My aunts have lost their brother, my cousins their uncle, and my grandparents their only son. Others were robbed of the chance to meet him and learn how just knowing him made life a little better. My children will never meet him. I will walk down the aisle at my wedding alone. Worst of all, my mother is alone, her soul mate gone. Fidel Castro’s dictatorship did all this to one family. Now multiply that by millions and you may begin to see a glimpse of the damage he has done since he robbed Cuba from its people 41 years ago.
I write all this and maybe go on too long because the things I have to say are endless. This is something that helps me to cope with the fact that I have not seen my father in over 4 years. If just one person realizes by reading this letter s that Castro, who sits only 90 miles away, is this evil and cruel, calculating and manipulative, murderous and callous. He does not care about Elian and Juan Miguel. He will take Elian and turn him into a puppet of the revolution. He will force Elian to denounce his mother and the U.S. This is because he despises America and the freedom it stands for. It hurts me to see Americans who visit Cuba and defend Castro, when he is all the while laughing at the fact that those he considers enemies are praising him. If you believe his father is speaking freely, you need to know that since Juan Miguel came to this country the rest of his family has been under house arrest in an undisclosed location by the Cuban government.

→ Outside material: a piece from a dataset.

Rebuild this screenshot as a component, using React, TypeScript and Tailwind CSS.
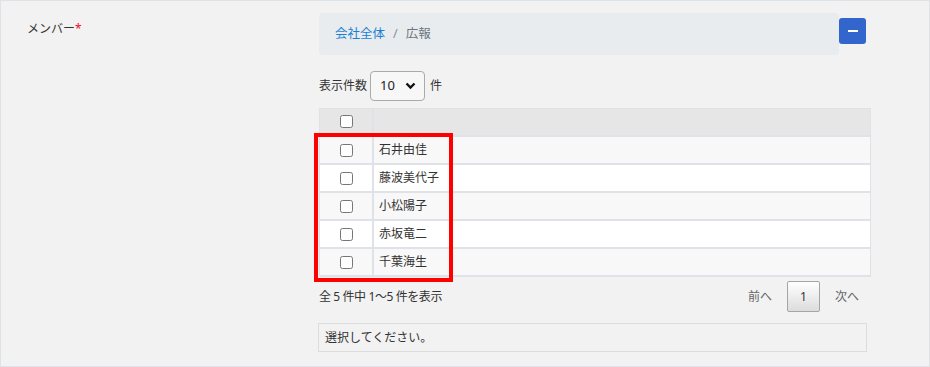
import { useState } from 'react'

const members = ['石井由佳', '藤波美代子', '小松陽子', '赤坂竜二', '千葉海生']

function Check({ checked, onChange }: { checked: boolean; onChange: () => void }) {
  return <input type="checkbox" checked={checked} onChange={onChange} className="m-0 h-[13px] w-[13px]" />
}

export default function App() {
  const [selected, setSelected] = useState<string[]>([])
  const allChecked = selected.length === members.length

  const toggle = (name: string) =>
    setSelected(prev => (prev.includes(name) ? prev.filter(n => n !== name) : [...prev, name]))

  return (
    <div
      className="flex h-[367px] w-[930px] border border-[#dfe2e6] bg-[#f2f2f2] text-[12px] text-[#333]"
      style={{ fontFamily: '"Noto Sans", "Noto Sans CJK JP", sans-serif' }}
    >
      {/* Label */}
      <div className="w-[318px] shrink-0 pl-[26px] pt-[19px]">
        <span className="text-[12px] text-[#333]">メンバー</span>
        <span className="text-[12px] text-[#e8101a]">*</span>
      </div>

      {/* Field */}
      <div className="flex w-[552px] flex-col pt-[12px]">
        <div className="flex items-start">
          <div className="flex h-[42px] w-[520px] items-center rounded-[4px] bg-[#e8ecef] px-[16px] text-[12.5px]">
            <span className="text-[#1a7fd4]">会社全体</span>
            <span className="mx-[8px] text-[#8a9097]">/</span>
            <span className="text-[#6c757d]">広報</span>
          </div>
          <button className="mt-[5px] flex h-[26px] w-[27px] items-center justify-center rounded-[3px] bg-[#3366cc]">
            <span className="block h-[2px] w-[10px] bg-white" />
          </button>
        </div>

        {/* Page size */}
        <div className="mt-[16px] flex items-center text-[12px]">
          <span>表示件数</span>
          <div className="ml-[3px] flex h-[30px] w-[55px] items-center justify-between rounded-[4px] border border-[#aaa] bg-[#f7f7f7] pl-[9px] pr-[8px]">
            <span className="text-[13px] text-[#222]">10</span>
            <svg width="11" height="8" viewBox="0 0 11 8">
              <path d="M1.5 1.5 L5.5 5.5 L9.5 1.5" fill="none" stroke="#111" strokeWidth="2.4" />
            </svg>
          </div>
          <span className="ml-[5px]">件</span>
        </div>

        {/* Table */}
        <div className="relative mt-[7px] border-t border-r border-l border-[#dfe2e6]">
          <div className="flex h-[28px] border-b-2 border-[#dfe2e6] bg-[#e6e6e6]">
            <div className="flex w-[54px] items-center justify-center border-r-2 border-[#dfe2e6] pb-[2px]">
              <Check checked={allChecked} onChange={() => setSelected(allChecked ? [] : members)} />
            </div>
            <div className="flex-1" />
          </div>
          {members.map((name, i) => (
            <div
              key={name}
              className={
                'flex h-[28px] border-b-2 border-[#dfe2e6] ' + (i % 2 === 0 ? 'bg-[#f8f8f8]' : 'bg-white')
              }
            >
              <div className="flex w-[54px] items-center justify-center border-r-2 border-[#dfe2e6]">
                <Check checked={selected.includes(name)} onChange={() => toggle(name)} />
              </div>
              <div className="flex flex-1 items-center pl-[5px] text-[12px] text-[#333]">{name}</div>
            </div>
          ))}

          {/* highlight annotation */}
          <div className="pointer-events-none absolute left-[-6px] top-[24px] h-[149px] w-[139px] border-4 border-[#ff0000]" />
        </div>

        {/* Info + pager */}
        <div className="mt-[4px] flex h-[31px] items-center justify-between pr-[12px]">
          <span className="text-[12px] tracking-[-0.4px] text-[#333]">全 5 件中 1〜5 件を表示</span>
          <div className="flex items-center gap-[15px] text-[12px] text-[#666]">
            <span>前へ</span>
            <span className="flex h-[31px] w-[33px] items-center justify-center rounded-[2px] border border-[#a5a5a5] bg-gradient-to-b from-white to-[#dcdcdc] text-[#333]">
              1
            </span>
            <span>次へ</span>
          </div>
        </div>

        {/* Selected */}
        <div className="ml-[-1px] mt-[11px] flex h-[29px] w-[549px] items-center border border-[#dcdcdc] px-[6px] text-[12px] text-[#333]">
          選択してください。
        </div>
      </div>
    </div>
  )
}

This is what Elian Gonzalez is going back to. If you want to blind yourself to the truth so be it, but realize you are doing it at the expense of a little boy.
P.S. Lastly, please do not ridicule Cuban-Americans for demonstrating. Other groups have done far worse things to get their point across. Don't tell them to get over it as I have heard some say. The wounds are still raw, it has only been 40 years. Would you say the same to the people in South Carolina who are fighting to remove what they believe is a symbol of hatred from over so many more years ago?